Muhalefetteki Wadajir Partisi'nin Başkanı Abdirahman Abdishakur Warsame ile bir diğer muhalif aday mektup gönderildiği bilgisini Reuters'a doğrularken, Somali'deki Türk yetkililerin ve Somali Enformasyon Bakanı Osman Abukar Dube'nin konu hakkında yorum yapmaktan kaçındığı belirtildi.
"Son yıllarda Cumhurbaşkanı Tayyip Erdoğan Somali hükümetinin yakın bir müttefiki haline geldi” denilen Reuters haberinde, “Türkiye'nin silah göndermeyi planladığı Harma'ad gücüne eğitim desteği verdiği, ülkede okul, hastane ve altyapı inşa ettiği, Somalili öğrencilere Türkiye'de eğitim bursu sağlandığı ve Türkiye'nin en büyük denizaşırı askeri üssünü 2017'de Mogadişu'da açtığı'' hatırlatıldı. Haberde şu değerlendirme de yapıldı:
“Ancak bu ittifak Somali'yi, bir tarafta Suudi Arabistan ve Birleşik Arap Emirlikleri'nin, diğer tarafta Türkiye ve Katar'ın bulunduğu bölgesel bir mücadelenin merkezine oturttu.”
***
1998 yılında "Afrika'ya Açılım Eylem Planı" hazırlayan Türk sermaye devleti kıta ülkeleriyle siyasi, askeri, kültürel ve ekonomik ilişkilerin geliştirilmesine yöneldi. 2001 ekonomik kriziyle sekteye uğrayan Afrika'ya açılma planı 2002 yılında AKP'nin iktidara gelmesiyle birlikte hızlandırıldı. 2009 yılında Dışişleri Bakanı olan Ahmet Davutoğlu, AKP'nin Kızılcahamam Kampı'ndaki konuşmasında şunları söylemişti;
“Osmanlı'dan kalan bir mirasımız var. 'Yeni Osmanlı' diyorlar. Evet, Yeni Osmanlı'yız. Bölgemizdeki ülkelerle ilgilenmek zorundayız. Hatta, Kuzey Afrika'ya açılıyoruz. Büyük devletler şaşkınlıkla takip ediyorlar. Özellikle Fransa, Kuzey Afrika'ya niçin açıldığımızı araştırıyor. Ben de talimat verdim. Sarkozy hangi Afrika ülkesine giderse kafasını kaldırdığı yerde Türk büyükelçiliği binasını, bayrağını görecek. 'Binaları en güzel yerlerde tutun' diye talimat verdim.”

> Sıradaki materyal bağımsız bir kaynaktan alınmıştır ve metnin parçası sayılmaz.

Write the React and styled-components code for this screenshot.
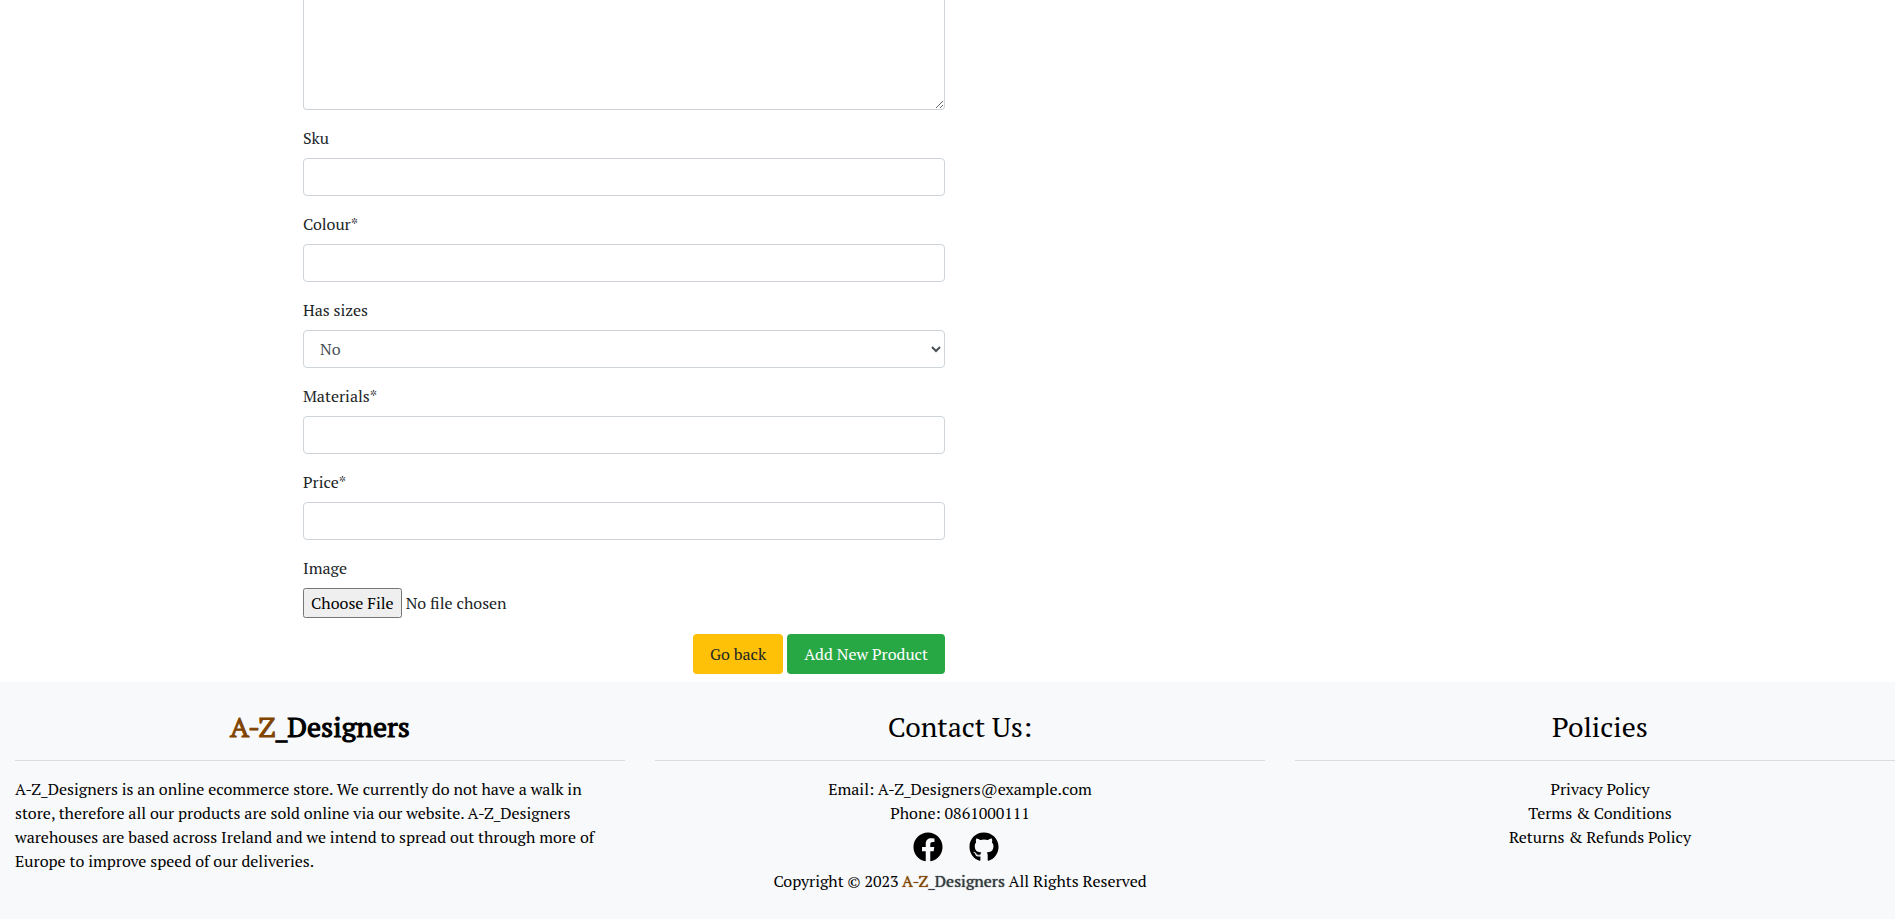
import React from "react";
import styled, { createGlobalStyle } from "styled-components";
import { FaFacebook, FaGithub } from "react-icons/fa";

const GlobalStyle = createGlobalStyle`
  *, *::before, *::after { box-sizing: border-box; }
  html, body { margin: 0; }
  body {
    background: #fff;
    color: #212529;
    font-family: "PT Serif", "Liberation Serif", serif;
    font-size: 16px;
    line-height: 24px;
    overflow-x: hidden;
  }
  input, select, textarea, button { font: inherit; }
`;

const Page = styled.div`
  display: flex;
  flex-direction: column;
  min-height: 100vh;
  margin-right: -25px;
`;

const Main = styled.main`
  margin: 0 15%;
  padding-bottom: 8px;
`;

const Form = styled.form`
  display: flex;
  flex-direction: column;
  gap: 16px;
  width: 50%;
  padding: 0 15px;
`;

const Field = styled.div`
  display: flex;
  flex-direction: column;
  gap: 8px;
`;

const Label = styled.label`
  align-self: flex-start;
`;

const Control = styled.input`
  width: 100%;
  height: 38px;
  padding: 6px 12px;
  border: 1px solid #ced4da;
  border-radius: 4px;
  background: #fff;
  color: #495057;
`;

const Description = styled(Control)`
  display: block;
  height: 110px;
  border-top: 0;
  border-radius: 0 0 4px 4px;
  resize: vertical;
`;

const FileInput = styled.input`
  width: 100%;
  height: 30px;
  &::file-selector-button {
    font: inherit;
    height: 30px;
  }
`;

const Actions = styled.div`
  display: flex;
  justify-content: flex-end;
  gap: 4px;
`;

const Button = styled.button`
  height: 40px;
  padding: 0 17px;
  border: 0;
  border-radius: 4px;
  background: ${(p) => (p.$primary ? "#28a745" : "#ffc107")};
  color: ${(p) => (p.$primary ? "#fff" : "#212529")};
`;

const Footer = styled.footer`
  display: grid;
  grid-template-columns: repeat(3, 1fr);
  flex-grow: 1;
  padding: 28px 0 24px;
  background: #f8f9fa;
  color: #000;
`;

const Column = styled.section`
  padding: 0 15px;
  text-align: ${(p) => (p.$left ? "left" : "center")};
`;

const Heading = styled.h3`
  margin: 0;
  padding-bottom: 16px;
  border-bottom: 1px solid #dbdcdd;
  font-size: 28px;
  font-weight: 400;
  line-height: 34px;
  text-align: center;
`;

const Text = styled.p`
  margin: ${(p) => (p.$spaced ? "16px 0 0" : "0")};
`;

const Brand = styled.strong`
  color: ${(p) => (p.$large ? "#000" : "#343a40")};
  font-weight: 400;
  -webkit-text-stroke: ${(p) => (p.$large ? "1px currentColor" : "0")};
  text-shadow: ${(p) => (p.$large ? "none" : "0 0 1px currentColor")};
`;

const Accent = styled.span`
  color: #804400;
  -webkit-text-stroke-color: currentColor;
  text-shadow: inherit;
`;

const Links = styled.ul`
  margin: 16px 0 0;
  padding: 0;
  list-style: none;
`;

const Link = styled.a`
  color: inherit;
  text-decoration: none;
`;

const Socials = styled.div`
  display: flex;
  justify-content: center;
  align-items: center;
  gap: 26px;
  height: 44px;
  padding-right: 8px;
`;

const SocialLink = styled(Link)`
  display: flex;
  font-size: 30px;
`;

const policies = ["Privacy Policy", "Terms & Conditions", "Returns & Refunds Policy"];

function TextField({ id, label }) {
  return (
    <Field>
      <Label htmlFor={id}>{label}</Label>
      <Control id={id} name={id} type="text" />
    </Field>
  );
}

export default function App() {
  return (
    <>
      <GlobalStyle />
      <Page>
        <Main>
          <Form onSubmit={(e) => e.preventDefault()}>
            <Description as="textarea" name="description" aria-label="Description" />
            <TextField id="sku" label="Sku" />
            <TextField id="colour" label="Colour*" />
            <Field>
              <Label htmlFor="sizes">Has sizes</Label>
              <Control as="select" id="sizes" name="sizes" defaultValue="no">
                <option value="yes">Yes</option>
                <option value="no">No</option>
              </Control>
            </Field>
            <TextField id="materials" label="Materials*" />
            <TextField id="price" label="Price*" />
            <Field>
              <Label htmlFor="image">Image</Label>
              <FileInput id="image" name="image" type="file" />
            </Field>
            <Actions>
              <Button type="button">Go back</Button>
              <Button type="submit" $primary>Add New Product</Button>
            </Actions>
          </Form>
        </Main>
        <Footer>
          <Column $left>
            <Heading>
              <Brand $large><Accent>A-Z</Accent>_Designers</Brand>
            </Heading>
            <Text $spaced>
              A-Z_Designers is an online ecommerce store. We currently do not have a walk in
              store, therefore all our products are sold online via our website. A-Z_Designers
              warehouses are based across Ireland and we intend to spread out through more of
              Europe to improve speed of our deliveries.
            </Text>
          </Column>
          <Column>
            <Heading>Contact Us:</Heading>
            <Text $spaced>Email: A-Z_Designers@example.com</Text>
            <Text>Phone: 0861000111</Text>
            <Socials>
              <SocialLink href="#facebook" aria-label="Facebook"><FaFacebook /></SocialLink>
              <SocialLink href="#github" aria-label="GitHub"><FaGithub /></SocialLink>
            </Socials>
            <Text>
              Copyright © 2023 <Brand><Accent>A-Z</Accent>_Designers</Brand> All Rights Reserved
            </Text>
          </Column>
          <Column>
            <Heading>Policies</Heading>
            <Links>
              {policies.map((name) => (
                <li key={name}><Link href="#policies">{name}</Link></li>
              ))}
            </Links>
          </Column>
        </Footer>
      </Page>
    </>
  );
}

Somali'de askeri üs kuran Türk sermaye devleti, BM misyonu kapsamında da Mali ve Orta Afrika Cumhuriyeti'nde asker bulunduruyor. Afrika'ya açılma politikalarının bir parçası olarak 6 Ekim 2020’de TBMM Genel Kurulu’na sunulan Mali ve Orta Afrika'ya asker gönderilmesine ilişkin Cumhurbaşkanlığı tezkeresi HDP hariç düzen partilerinin oybirliğiyle kabul edildi.
Afrika halklarının yoksulluğu ve sefaleti üzerinden demagoji yaparak içerde sahtekarca pozlar veren AKP şefi, Katar şeyhleriyle geliştirdiği yıkıcı ve karanlık iş birliğiyle Somali'yi dizayn etmeye çalışıyor.